## Raw data
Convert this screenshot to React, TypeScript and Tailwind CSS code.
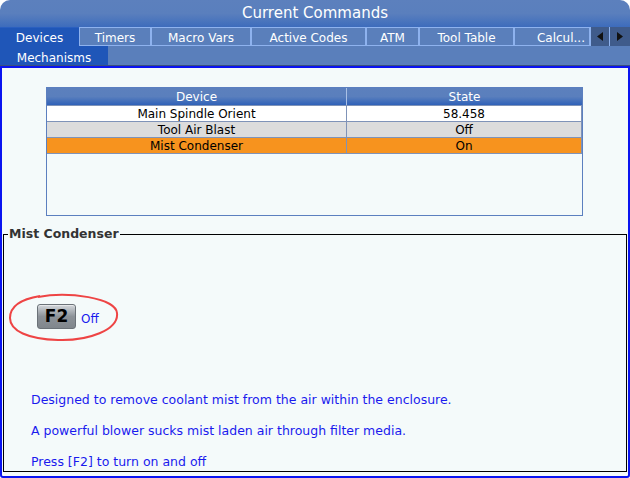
import React from "react";

const tabs = [
  { label: "Devices", w: "w-[79px]", active: true },
  { label: "Timers", w: "w-[72px]" },
  { label: "Macro Vars", w: "w-[100px]" },
  { label: "Active Codes", w: "w-[115px]" },
  { label: "ATM", w: "w-[53px]" },
  { label: "Tool Table", w: "w-[95px]" },
  { label: "Calcul...", w: "w-[76px]", right: true },
];

const rows = [
  { device: "Main Spindle Orient", state: "58.458", bg: "bg-white" },
  { device: "Tool Air Blast", state: "Off", bg: "bg-[#dcdcdc]" },
  { device: "Mist Condenser", state: "On", bg: "bg-[#f7931e]" },
];

export default function App() {
  return (
    <div
      className="w-[630px] h-[478px] bg-white flex flex-col overflow-hidden"
      style={{ fontFamily: '"DejaVu Sans", sans-serif' }}
    >
      {/* Title bar */}
      <div className="h-[27px] shrink-0 rounded-t-[10px] bg-gradient-to-b from-[#5c80bd] via-[#5a7fbd] to-[#3d6cbc] flex items-center justify-center text-white text-[15px]">
        Current Commands
      </div>

      {/* Tabs row */}
      <div className="h-[19px] shrink-0 flex bg-[#5a7fbb] text-white text-[12px] leading-none">
        {tabs.map((t) => (
          <div
            key={t.label}
            className={`${t.w} h-full shrink-0 flex items-center pt-[2px] ${
              t.right ? "justify-end pr-[4px]" : "justify-center"
            } ${
              t.active
                ? "bg-[#1f56b8] border-t border-[#2a5fc0]"
                : "bg-[#5a7fbb] border border-[#8eb2ee]"
            }`}
          >
            {t.label}
          </div>
        ))}
        <div className="w-[19px] h-full shrink-0 bg-[#3f5b8b] border-l border-[#8eb2ee] flex items-center justify-center">
          <svg width="6" height="9" viewBox="0 0 6 9">
            <path d="M6 0 L0 4.5 L6 9 Z" fill="#111" />
          </svg>
        </div>
        <div className="w-[21px] h-full shrink-0 bg-[#3f5b8b] border-l border-[#8eb2ee] flex items-center justify-center">
          <svg width="6" height="9" viewBox="0 0 6 9">
            <path d="M0 0 L6 4.5 L0 9 Z" fill="#111" />
          </svg>
        </div>
      </div>

      {/* Sub tabs row */}
      <div className="h-[20px] shrink-0 flex bg-[#5a7fbb] border-b border-[#3b4f7c] text-white text-[12px] leading-none">
        <div className="w-[108px] h-full bg-[#1f56b8] flex items-center justify-center pt-[4px]">
          Mechanisms
        </div>
      </div>

      {/* Content */}
      <div className="flex-1 border-2 border-[#0a14f0] rounded-bl-[3px] rounded-br-[3px] bg-[#f4fafa] flex flex-col">
        {/* Table */}
        <div className="ml-[44px] mt-[19px] w-[537px] h-[129px] border border-[#5b7fbf] flex flex-col text-[12px] leading-none">
          <div className="h-[17px] shrink-0 flex bg-gradient-to-b from-[#5c80bd] via-[#5a7fbd] to-[#2f61b8] text-white">
            <div className="w-[300px] flex items-center justify-center border-r border-[#a9c0e6]">
              Device
            </div>
            <div className="flex-1 flex items-center justify-center">State</div>
          </div>
          {rows.map((r) => (
            <div
              key={r.device}
              className={`h-[16px] shrink-0 flex ${r.bg} border-t border-[#7f93b8] text-black`}
            >
              <div className="w-[300px] flex items-center justify-center border-r border-[#7f93b8]">
                {r.device}
              </div>
              <div className="flex-1 flex items-center justify-center border-r border-[#7f93b8]">
                {r.state}
              </div>
            </div>
          ))}
          <div className="flex-1 border-t border-[#7f93b8]" />
        </div>

        {/* Fieldset */}
        <fieldset className="mx-[1px] mt-[12px] mb-[4px] flex-1 border border-black relative">
          <legend className="ml-[4px] px-[1px] text-[12.5px] font-bold text-[#333333] leading-none">
            Mist Condenser
          </legend>

          <div className="ml-[33px] mt-[63px] flex items-end gap-[5px] relative">
            <div className="w-[39px] h-[25px] rounded-[3px] border border-[#6b7278] bg-gradient-to-b from-[#d4d8dc] via-[#8c9298] to-[#80868c] flex items-center justify-center text-black font-bold text-[17px] leading-none shadow-[inset_0_1px_0_#e6e8ea]">
              F2
            </div>
            <span className="text-[12px] text-[#1a1aee] leading-none mb-[4px]">Off</span>
            <svg
              className="absolute left-[-29px] top-[-12px]"
              width="112"
              height="52"
              viewBox="0 0 112 52"
            >
              <path
                d="M30 5 C 60 -1, 108 6, 109 21 C 111 38, 80 49, 50 48 C 20 47, 2 39, 2 26 C 2 14, 14 7, 32 4"
                fill="none"
                stroke="#ee4444"
                strokeWidth="2"
              />
            </svg>
          </div>

          <div className="ml-[27px] mt-[64px] flex flex-col gap-[16.5px] text-[12.5px] leading-[14.5px] text-[#1a1aee]">
            <p>Designed to remove coolant mist from the air within the enclosure.</p>
            <p>A powerful blower sucks mist laden air through filter media.</p>
            <p>Press [F2] to turn on and off</p>
          </div>
        </fieldset>
      </div>
    </div>
  );
}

## Problem statement
Return only the lines running from the top of the data to the line that holds "import React from". Include both of those lines, but skip the pictures.

## Problem solution
Convert this screenshot to React, TypeScript and Tailwind CSS code.
import React from "react";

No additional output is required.